Suburra: Blood on Rome () is an Italian crime drama streaming television series set in Rome. It is based on the 2015 film Suburra, in turn inspired by the novel of the same name by Giancarlo De Cataldo and Carlo Bonini. The series was developed by Daniele Cesarano and Barbara Petronio for Netflix, making it its first Italian-language original television series. The show premiered on 6 October 2017 and ran for three seasons totaling 24 episodes until 30 October 2020. It was produced by Cattleya in association with Rai Fiction and Bartleby Film. Rai Fiction was not involved in the production of the third and final season.

Suburra draws from the real life events of the Mafia Capitale investigation and focuses on power clashes and corruption among organized crime, politicians and churchmen.
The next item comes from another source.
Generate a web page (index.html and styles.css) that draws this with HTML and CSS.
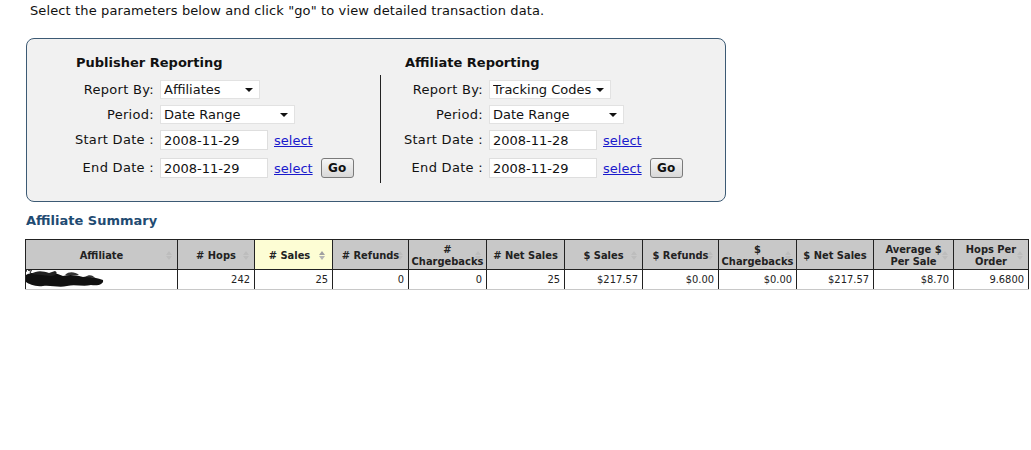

The series revolves around Aureliano Adami (Alessandro Borghi), an Ostia-based gang member, and his relations with Alberto "Spadino" Anacleti (Giacomo Ferrara), a Sinti gang member, and Gabriele "Lele" Marchilli (Eduardo Valdarnini), the only son of a policeman who becomes involved in crime. Samurai (Francesco Acquaroli), an antagonist to Adami, is the head of Roman organized crime and contact for the Sicilian Mafia in Rome; he approaches politician Amedeo Cinaglia (Filippo Nigro) to aid in his Ostia affairs. Sara Monaschi (Claudia Gerini) is a Vatican financial auditor for lands in Ostia.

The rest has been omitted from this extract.